How long do you need in the Vatican Museums?

Three to four hours for the main route to the Sistine Chapel at a steady pace. A focused visit hitting only the highlights can be done in about two hours, while art lovers can easily spend most of a day among the galleries.

Are the Vatican Museums free at any time?

Yes, on the last Sunday of every month, when entry is free from the morning until early afternoon. It is the busiest day to visit, with long queues, so go very early or pay for a timed ticket on another day.

Do the Vatican Museums include the Sistine Chapel?

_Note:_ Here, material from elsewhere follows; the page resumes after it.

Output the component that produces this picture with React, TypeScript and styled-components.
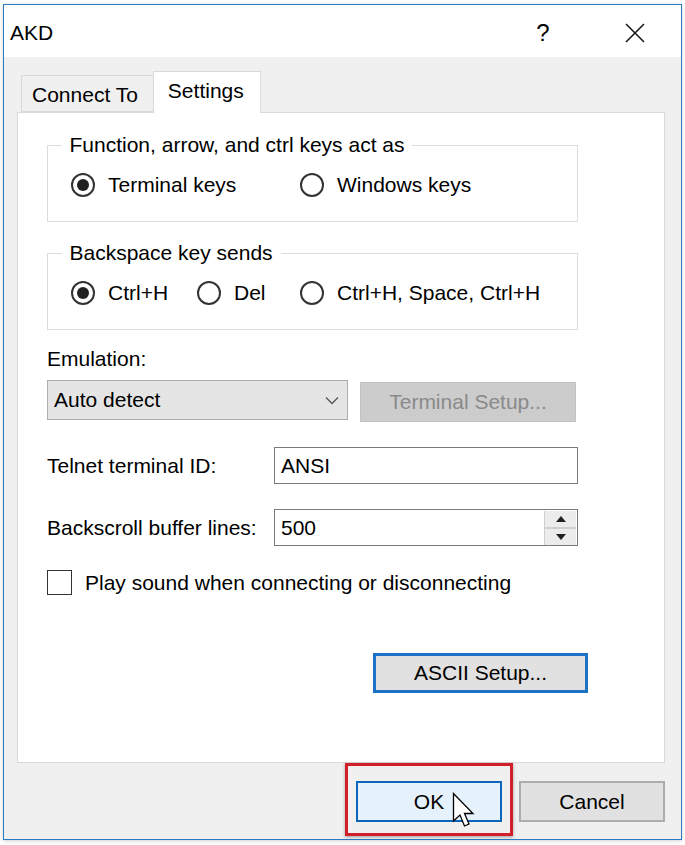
import React from "react";
import styled, { createGlobalStyle } from "styled-components";

const GlobalStyle = createGlobalStyle`
  html, body { margin: 0; padding: 0; background: #ffffff; }
  body { font-family: "Liberation Sans", Arial, sans-serif; color: #000; }
  * { box-sizing: border-box; }
`;

const Page = styled.div`
  width: 685px;
  height: 845px;
  padding: 4px 0 0 3px;
`;

const Window = styled.div`
  width: 679px;
  height: 836px;
  border: 1px solid #2b7ac2;
  background: #f0f0f0;
  display: flex;
  flex-direction: column;
  box-shadow: 0 1px 4px rgba(0, 0, 0, 0.18);
`;

const TitleBar = styled.div`
  height: 52px;
  background: #ffffff;
  display: flex;
  align-items: center;
  padding-left: 6px;
  padding-top: 3px;
  font-size: 21px;
`;

const Title = styled.div`
  flex: 1;
`;

const TitleButton = styled.div`
  width: 92px;
  height: 49px;
  display: flex;
  align-items: center;
  justify-content: center;
  font-size: 24px;
`;

const Body = styled.div`
  flex: 1;
  display: flex;
  flex-direction: column;
  padding: 14px 16px 0 13px;
`;

const TabRow = styled.div`
  display: flex;
  align-items: flex-end;
  height: 41px;
  padding-left: 4px;
  position: relative;
  z-index: 1;
`;

const Tab = styled.div<{ $active?: boolean }>`
  height: ${(p) => (p.$active ? "42px" : "37px")};
  margin-bottom: ${(p) => (p.$active ? "-1px" : "0")};
  padding: 0 ${(p) => (p.$active ? "16px" : "15px")} 0 ${(p) => (p.$active ? "14px" : "10px")};
  display: flex;
  align-items: ${(p) => (p.$active ? "flex-start" : "center")};
  padding-top: ${(p) => (p.$active ? "7px" : "3px")};
  font-size: 21px;
  background: ${(p) => (p.$active ? "#ffffff" : "#f0f0f0")};
  border: 1px solid #d9d9d9;
  border-bottom: ${(p) => (p.$active ? "none" : "1px solid #d9d9d9")};
  ${(p) => (p.$active ? "" : "border-right: none;")}
  color: #000;
`;

const Panel = styled.div`
  height: 651px;
  background: #ffffff;
  border: 1px solid #d9d9d9;
  padding: 20px 0 0 29px;
  display: flex;
  flex-direction: column;
`;

const Group = styled.fieldset`
  width: 531px;
  margin: 0;
  padding: 16px 0 0 23px;
  border: 1.5px solid #dcdcdc;
  height: 89px;
  display: flex;
`;

const Legend = styled.legend`
  font-size: 21px;
  padding: 0 8px;
  margin-left: -9.5px;
  line-height: 24px;
`;

const RadioRow = styled.div`
  display: flex;
  align-items: center;
`;

const RadioItem = styled.label<{ $w: number }>`
  display: flex;
  align-items: center;
  width: ${(p) => p.$w}px;
  font-size: 21px;
  white-space: nowrap;
`;

const RadioCircle = styled.span<{ $on?: boolean }>`
  width: 24px;
  height: 24px;
  border-radius: 50%;
  border: 2px solid #333333;
  display: inline-flex;
  align-items: center;
  justify-content: center;
  margin-right: 13px;
  flex: none;
  &::after {
    content: "";
    width: 12px;
    height: 12px;
    border-radius: 50%;
    background: ${(p) => (p.$on ? "#222222" : "transparent")};
  }
`;

const Spacer = styled.div<{ $h: number }>`
  height: ${(p) => p.$h}px;
  flex: none;
`;

const Label = styled.div`
  font-size: 21px;
  line-height: 24px;
`;

const Row = styled.div<{ $top?: boolean }>`
  display: flex;
  align-items: ${(p) => (p.$top ? "flex-start" : "center")};
  width: 531px;
`;

const Select = styled.div`
  width: 301px;
  height: 40px;
  background: #e5e5e5;
  border: 1.5px solid #adadad;
  display: flex;
  align-items: center;
  justify-content: space-between;
  padding: 0 8px 0 6px;
  font-size: 21px;
`;

const DisabledButton = styled.div`
  margin-left: 12px;
  width: 216px;
  height: 40px;
  margin-top: 2px;
  background: #cccccc;
  border: 1px solid #c3c3c3;
  color: #8a8a8a;
  font-size: 21px;
  display: flex;
  align-items: center;
  justify-content: center;
`;

const FieldLabel = styled.div`
  width: 227px;
  font-size: 21px;
`;

const TextBox = styled.div`
  width: 304px;
  height: 37px;
  border: 1.5px solid #7a7a7a;
  background: #fff;
  display: flex;
  align-items: center;
  justify-content: space-between;
  padding-left: 6px;
  font-size: 21px;
`;

const Spinner = styled.div`
  width: 32px;
  height: 34px;
  margin-right: 1px;
  display: flex;
  flex-direction: column;
  border-left: 1px solid #d0d0d0;
`;

const SpinHalf = styled.div`
  flex: 1;
  background: #ececec;
  display: flex;
  align-items: center;
  justify-content: center;
  & + & {
    border-top: 2px solid #cfcfcf;
  }
`;

const CheckRow = styled.label`
  display: flex;
  align-items: center;
  font-size: 21px;
`;

const CheckBox = styled.span`
  width: 25px;
  height: 25px;
  border: 1.5px solid #333333;
  margin-right: 13px;
  flex: none;
`;

const AsciiRow = styled.div`
  display: flex;
  padding-left: 326px;
`;

const AsciiButton = styled.div`
  width: 215px;
  height: 40px;
  background: #e1e1e1;
  border: 3px solid #1c72c4;
  font-size: 21px;
  display: flex;
  align-items: center;
  justify-content: center;
`;

const Footer = styled.div`
  display: flex;
  justify-content: flex-end;
  gap: 17px;
  padding-top: 18px;
`;

const OkWrap = styled.div`
  position: relative;
  &::before {
    content: "";
    position: absolute;
    left: -11px;
    right: -11px;
    top: -18px;
    bottom: -14px;
    border: 3px solid #d2202a;
    box-shadow: 0 1px 3px rgba(0, 0, 0, 0.35);
    pointer-events: none;
  }
`;

const DialogButton = styled.div<{ $default?: boolean }>`
  width: 146px;
  height: 41px;
  font-size: 21px;
  display: flex;
  align-items: center;
  justify-content: center;
  background: ${(p) => (p.$default ? "#e5f1fb" : "#e1e1e1")};
  border: ${(p) => (p.$default ? "2px solid #0a66b8" : "2px solid #adadad")};
`;

const Cursor = styled.svg`
  position: absolute;
  left: 96px;
  top: 11px;
`;

const Chevron = () => (
  <svg width="14" height="9" viewBox="0 0 14 9">
    <path d="M1 1.5 L7 7.5 L13 1.5" fill="none" stroke="#555" strokeWidth="1.3" />
  </svg>
);

const CloseIcon = () => (
  <svg width="20" height="20" viewBox="0 0 20 20">
    <path d="M1 1 L19 19 M19 1 L1 19" stroke="#111" strokeWidth="1.5" />
  </svg>
);

export default function App() {
  return (
    <>
      <GlobalStyle />
      <Page>
        <Window>
          <TitleBar>
            <Title>AKD</Title>
            <TitleButton>?</TitleButton>
            <TitleButton>
              <CloseIcon />
            </TitleButton>
          </TitleBar>
          <Body>
            <TabRow>
              <Tab>Connect To</Tab>
              <Tab $active>Settings</Tab>
            </TabRow>
            <Panel>
              <Group>
                <Legend>Function, arrow, and ctrl keys act as</Legend>
                <RadioRow>
                  <RadioItem $w={229}>
                    <RadioCircle $on />
                    Terminal keys
                  </RadioItem>
                  <RadioItem $w={250}>
                    <RadioCircle />
                    Windows keys
                  </RadioItem>
                </RadioRow>
              </Group>
              <Spacer $h={19} />
              <Group>
                <Legend>Backspace key sends</Legend>
                <RadioRow>
                  <RadioItem $w={126}>
                    <RadioCircle $on />
                    Ctrl+H
                  </RadioItem>
                  <RadioItem $w={103}>
                    <RadioCircle />
                    Del
                  </RadioItem>
                  <RadioItem $w={260}>
                    <RadioCircle />
                    Ctrl+H, Space, Ctrl+H
                  </RadioItem>
                </RadioRow>
              </Group>
              <Spacer $h={17} />
              <Label>Emulation:</Label>
              <Spacer $h={9} />
              <Row $top>
                <Select>
                  Auto detect
                  <Chevron />
                </Select>
                <DisabledButton>Terminal Setup...</DisabledButton>
              </Row>
              <Spacer $h={25} />
              <Row>
                <FieldLabel>Telnet terminal ID:</FieldLabel>
                <TextBox>ANSI</TextBox>
              </Row>
              <Spacer $h={25} />
              <Row>
                <FieldLabel>Backscroll buffer lines:</FieldLabel>
                <TextBox>
                  500
                  <Spinner>
                    <SpinHalf>
                      <svg width="10" height="6" viewBox="0 0 10 6">
                        <path d="M5 0 L10 6 L0 6 Z" fill="#222" />
                      </svg>
                    </SpinHalf>
                    <SpinHalf>
                      <svg width="10" height="6" viewBox="0 0 10 6">
                        <path d="M0 0 L10 0 L5 6 Z" fill="#222" />
                      </svg>
                    </SpinHalf>
                  </Spinner>
                </TextBox>
              </Row>
              <Spacer $h={24} />
              <CheckRow>
                <CheckBox />
                Play sound when connecting or disconnecting
              </CheckRow>
              <Spacer $h={58} />
              <AsciiRow>
                <AsciiButton>ASCII Setup...</AsciiButton>
              </AsciiRow>
            </Panel>
            <Footer>
              <OkWrap>
                <DialogButton $default>OK</DialogButton>
                <Cursor width="26" height="38" viewBox="0 0 26 38">
                  <path
                    d="M1.5 1.5 L1.5 29 L8 23 L12.5 34 L17 32 L12.5 21.5 L21 21.5 Z"
                    fill="#ffffff"
                    stroke="#000000"
                    strokeWidth="1.3"
                    strokeLinejoin="miter"
                  />
                </Cursor>
              </OkWrap>
              <DialogButton>Cancel</DialogButton>
            </Footer>
          </Body>
        </Window>
      </Page>
    </>
  );
}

Yes. The Sistine Chapel is the final room of the one-way museum route and is covered by the same ticket. You cannot visit the chapel on its own.

How do you skip the line at the Vatican Museums?

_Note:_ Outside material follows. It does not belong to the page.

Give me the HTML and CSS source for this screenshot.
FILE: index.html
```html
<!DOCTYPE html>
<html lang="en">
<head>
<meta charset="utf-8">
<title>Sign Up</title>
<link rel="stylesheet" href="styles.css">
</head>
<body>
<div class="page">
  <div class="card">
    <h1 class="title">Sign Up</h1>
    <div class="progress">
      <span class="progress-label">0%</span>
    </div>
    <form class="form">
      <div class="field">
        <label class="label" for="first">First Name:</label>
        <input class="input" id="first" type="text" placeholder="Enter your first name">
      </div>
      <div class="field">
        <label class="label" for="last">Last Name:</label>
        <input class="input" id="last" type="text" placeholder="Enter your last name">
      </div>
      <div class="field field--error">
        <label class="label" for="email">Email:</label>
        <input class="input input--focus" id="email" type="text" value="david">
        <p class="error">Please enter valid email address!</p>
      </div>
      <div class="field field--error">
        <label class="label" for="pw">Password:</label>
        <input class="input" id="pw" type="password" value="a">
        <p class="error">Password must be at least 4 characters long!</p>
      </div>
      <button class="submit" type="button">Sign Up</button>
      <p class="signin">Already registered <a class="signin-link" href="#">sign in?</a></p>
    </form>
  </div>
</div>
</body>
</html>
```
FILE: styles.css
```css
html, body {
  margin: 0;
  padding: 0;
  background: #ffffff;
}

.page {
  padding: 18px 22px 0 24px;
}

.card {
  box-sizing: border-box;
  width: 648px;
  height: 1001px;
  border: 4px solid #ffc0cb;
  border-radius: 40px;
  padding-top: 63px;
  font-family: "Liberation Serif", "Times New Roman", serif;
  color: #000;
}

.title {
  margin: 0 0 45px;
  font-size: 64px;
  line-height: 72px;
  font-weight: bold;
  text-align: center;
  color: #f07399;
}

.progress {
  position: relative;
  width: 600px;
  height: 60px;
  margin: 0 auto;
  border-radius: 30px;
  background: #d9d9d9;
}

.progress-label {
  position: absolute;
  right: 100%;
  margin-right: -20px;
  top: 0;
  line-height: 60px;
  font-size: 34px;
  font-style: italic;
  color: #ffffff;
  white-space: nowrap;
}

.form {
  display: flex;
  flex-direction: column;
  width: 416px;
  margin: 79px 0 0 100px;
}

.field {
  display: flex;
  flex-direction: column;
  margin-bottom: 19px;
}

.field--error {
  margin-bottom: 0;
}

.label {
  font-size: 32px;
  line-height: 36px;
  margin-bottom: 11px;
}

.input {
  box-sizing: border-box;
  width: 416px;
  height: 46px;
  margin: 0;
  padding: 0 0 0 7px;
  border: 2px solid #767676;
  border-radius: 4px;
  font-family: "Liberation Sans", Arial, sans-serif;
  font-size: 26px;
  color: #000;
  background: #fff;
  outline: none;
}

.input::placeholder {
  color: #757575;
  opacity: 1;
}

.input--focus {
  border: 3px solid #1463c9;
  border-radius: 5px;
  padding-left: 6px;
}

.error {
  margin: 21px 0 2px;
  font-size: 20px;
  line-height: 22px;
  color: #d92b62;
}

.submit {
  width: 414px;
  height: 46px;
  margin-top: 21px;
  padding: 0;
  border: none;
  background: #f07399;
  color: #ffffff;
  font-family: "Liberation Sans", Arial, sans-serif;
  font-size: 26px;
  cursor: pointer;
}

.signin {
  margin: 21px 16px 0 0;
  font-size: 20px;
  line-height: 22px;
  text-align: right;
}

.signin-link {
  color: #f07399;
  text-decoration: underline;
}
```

Book a timed ticket online in advance, which lets you enter at your slot past the long standby queue. Guided tours and early-entry tickets also bypass it, and the free last Sunday is best avoided if you dislike crowds.

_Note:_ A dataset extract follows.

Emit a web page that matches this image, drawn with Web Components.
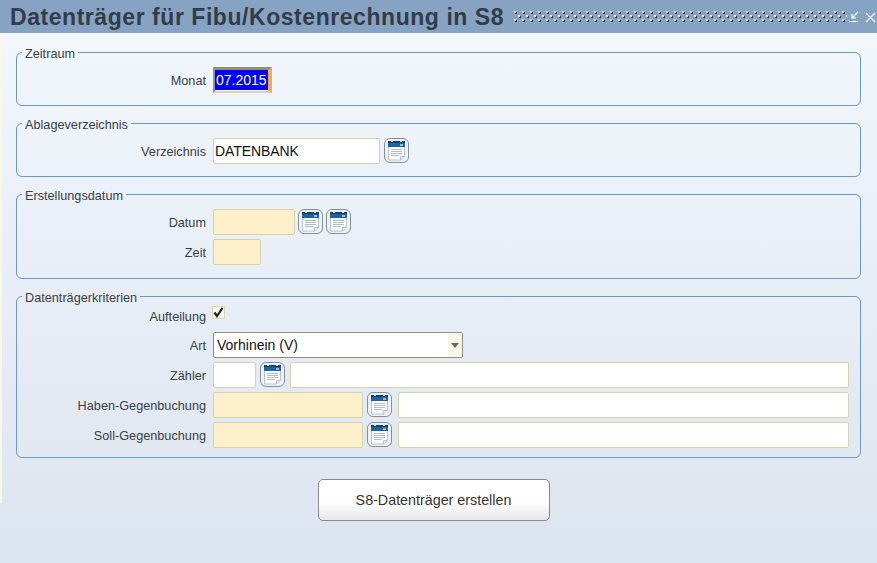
<!DOCTYPE html>
<html><head><meta charset="utf-8"><style>
html,body{margin:0;padding:0;height:100%;overflow:hidden}
body{font-family:"Liberation Sans",Arial,sans-serif;font-size:13px;color:#3a3f46}
</style></head><body>
<app-window heading="Datenträger für Fibu/Kostenrechnung in S8">
  <form-group legend="Zeitraum" style="--h:63px">
    <form-row label="Monat"><text-field selected value="07.2015"></text-field></form-row>
  </form-group>
  <form-group legend="Ablageverzeichnis" style="--h:63px">
    <form-row label="Verzeichnis"><text-field w="167" value="DATENBANK"></text-field><cal-button style="margin-left:4px"></cal-button></form-row>
  </form-group>
  <form-group legend="Erstellungsdatum" style="--h:94px">
    <form-row label="Datum"><text-field w="82" req></text-field><cal-button style="margin-left:3px"></cal-button><cal-button style="margin-left:3px"></cal-button></form-row>
    <form-row label="Zeit"><text-field w="48" req></text-field></form-row>
  </form-group>
  <form-group legend="Datenträgerkriterien" style="--h:171px;--p:-1px">
    <form-row label="Aufteilung" compact><check-box></check-box></form-row>
    <form-row label="Art"><select-field w="250" value="Vorhinein (V)"></select-field></form-row>
    <form-row label="Zähler"><text-field w="43"></text-field><cal-button style="margin-left:4px"></cal-button><text-field w="559" style="margin-left:5px"></text-field></form-row>
    <form-row label="Haben-Gegenbuchung"><text-field w="150" req></text-field><cal-button style="margin-left:4px"></cal-button><text-field w="451" style="margin-left:6px"></text-field></form-row>
    <form-row label="Soll-Gegenbuchung"><text-field w="150" req></text-field><cal-button style="margin-left:4px"></cal-button><text-field w="451" style="margin-left:6px"></text-field></form-row>
  </form-group>
  <action-button>S8-Datenträger erstellen</action-button>
</app-window>
<script>
function def(name, css, html){
  customElements.define(name, class extends HTMLElement{
    connectedCallback(){
      if(this.shadowRoot) return;
      const r=this.attachShadow({mode:'open'});
      r.innerHTML='<style>'+css+'</style>'+(typeof html==='function'?html(this):html);
    }
  });
}
function esc(s){return (s||'').replace(/&/g,'&amp;').replace(/</g,'&lt;')}
def('app-window',`
:host{display:flex;flex-direction:column;width:877px;height:563px;overflow:hidden;background:linear-gradient(#fbf8e2,#fbf8e2) 0 33px/2px 470px no-repeat,linear-gradient(#f3f8fd,#dce4ef)}
.bar{flex:none;height:33px;background:#87a3c3;display:flex;align-items:center;padding-left:10px;gap:10px;box-sizing:border-box}
h1{margin:0;font:bold 23px/33px "Liberation Sans",Arial,sans-serif;color:#333c47;white-space:nowrap;letter-spacing:.55px;padding-top:1px}
.grip{flex:none;width:333px;height:13px;display:block}
.ctl{flex:none;display:flex;gap:4px;margin-left:-8px}
.main{flex:1;padding:10px 16px 0;display:flex;flex-direction:column;gap:8px}
`,h=>`<div class="bar"><h1>${esc(h.getAttribute('heading'))}</h1>
<svg class="grip" viewBox="0 0 333 13"><defs><pattern id="g" width="8" height="8" patternUnits="userSpaceOnUse"><rect x="1" y="2" width="2" height="2" fill="#2d3540"/><rect x="5" y="6" width="2" height="2" fill="#2d3540"/><rect x="0" y="1" width="2" height="2" fill="#e6e8d8"/><rect x="4" y="5" width="2" height="2" fill="#e6e8d8"/></pattern></defs><rect width="333" height="13" fill="url(#g)"/></svg>
<div class="ctl"><svg width="12" height="12" viewBox="0 0 12 12" fill="none" stroke="#fff" stroke-width="1.200"><path d="M0 10.500h9M9 1 3.500 6.500M3 3v4h4"/></svg><svg width="11" height="12" viewBox="0 0 11 12" fill="none" stroke="#fff" stroke-width="1.100"><path d="M1 2l9 9M10 2l-9 9"/></svg></div>
</div><div class="main"><slot></slot></div>`);
def('form-group',`
:host{display:block;box-sizing:border-box;height:var(--h)}
fieldset{margin:0;height:100%;box-sizing:border-box;border:1px solid #6d95c7;border-radius:6px;padding:0;display:flex;flex-direction:column}
legend{margin-left:5px;padding:4px 3px 0;font-size:12.700px;line-height:14px;color:#3a3f46}
.c{display:flex;flex-direction:column;gap:4px;margin-top:var(--p,6px)}
`,h=>`<fieldset><legend>${esc(h.getAttribute('legend'))}</legend><div class="c"><slot></slot></div></fieldset>`);
def('form-row',`
:host{display:flex;align-items:flex-start;height:26px}
:host([compact]){height:24px}
.l{flex:none;align-self:center;width:189px;margin-right:7px;text-align:right;font-size:12.700px;white-space:nowrap;padding-top:1px}
`,h=>`<div class="l">${esc(h.getAttribute('label'))}</div><slot></slot>`);
def('text-field',`
:host{display:block;flex:none;box-sizing:border-box;height:26px;border:1px solid #d4d4a8;border-radius:2px;background:#fff;font-size:14px;line-height:25px;padding-left:1px;color:#111;letter-spacing:-.1px}
:host([req]){background:#fdefc9}
:host([selected]){width:59px;border-width:3px 4px 2px 2px;border-style:solid;border-color:#8f8f78 #f5a95c #d8d8b0 #8f8fa0;border-radius:0;padding:0;background:#fff}
span{display:block}
:host([selected]) span{background:#0000ff;color:#fff;line-height:20px;height:20px;padding-left:1px;letter-spacing:0}
`,h=>{if(h.hasAttribute('w'))h.style.width=h.getAttribute('w')+'px';return `<span>${esc(h.getAttribute('value'))}</span>`});
def('select-field',`
:host{display:flex;flex:none;box-sizing:border-box;height:26px;border:1px solid #8f8f7a;border-radius:2px;background:#fff;font-size:14px;line-height:25px;padding-left:3px;color:#111;justify-content:space-between}
.a{width:14px;display:flex;align-items:center;justify-content:center;background:#f5f5ec}
`,h=>{h.style.width=h.getAttribute('w')+'px';return `<span>${esc(h.getAttribute('value'))}</span><span class="a"><svg width="8" height="5"><path d="M0 0h8L4 5z" fill="#666"/></svg></span>`});
def('cal-button',`
:host{display:block;flex:none;width:25px;height:25px;box-sizing:border-box;border:1px solid #8a8f96;border-radius:6px;background:#eef1f5}
svg{display:block;margin:1px}
`,`<svg width="21" height="21" viewBox="0 0 21 21"><path d="M2.500 3.500h16v13l-4 3.500h-12z" fill="#fff" stroke="#b8c2ce"/><path d="M14.500 20v-3.500h4" fill="#e4e9ef" stroke="#b8c2ce"/><rect x="2" y="3" width="17" height="4" fill="#1f64a0"/><rect x="2" y="1" width="17" height="2" fill="#123f70"/><rect x="5" y="1" width="2" height="1" fill="#dfe6ee"/><rect x="14" y="1" width="2" height="1" fill="#dfe6ee"/><rect x="14" y="4" width="3" height="2" fill="#8cbce0"/><path d="M5 9.500h11M5 11.500h11M5 13.500h11M5 15.500h8" stroke="#b4bcc8"/></svg>`);
def('check-box',`
:host{display:block;flex:none;width:13px;height:13px;box-sizing:border-box;margin:2px 0 0 -1px;background:#f8f8ee;border:1px solid #d8d8b8}
svg{display:block}
`,`<svg width="11" height="11" viewBox="0 0 11 11"><path d="M1.500 5.500 4 9 9.500 1" fill="none" stroke="#222" stroke-width="2.200"/></svg>`);
def('action-button',`
:host{display:flex;align-self:center;flex:none;align-items:center;justify-content:center;box-sizing:border-box;width:232px;height:42px;margin:13px 10px 0 0;border:1px solid #85898e;border-radius:5px;background:linear-gradient(#fff 55%,#e6e6e6);font-size:14.300px;color:#333}
`,`<slot></slot>`);
</script></body></html>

Can you take photos in the Vatican Museums?

Yes, throughout the galleries, though without flash and without a tripod. The one exception is the Sistine Chapel at the very end, where all photography and video are forbidden.

What are the essential works to see?

The Laocoon and Apollo Belvedere in the Pio-Clementino, the Gallery of Maps, Raphael’s School of Athens, Leonardo’s unfinished Saint Jerome in the Pinacoteca, and, at the end, Michelangelo’s Sistine Chapel ceiling.

Are the Vatican Museums worth visiting?

For most visitors, yes, even those with no interest in the church. The antiquities, the Raphael Rooms and the Sistine Chapel are of the first rank, and the collection rivals any in Europe. The crowds are the only real drawback, and booking a timed ticket and visiting early or late largely solves that.

Where do the Vatican Museums start and end?

They begin at the entrance on Viale Vaticano, a short walk around the wall from St Peter’s Square and close to the Ottaviano metro stop. The route ends at the Sistine Chapel, from where you leave back near the square, or straight into the basilica if you are on a guided tour.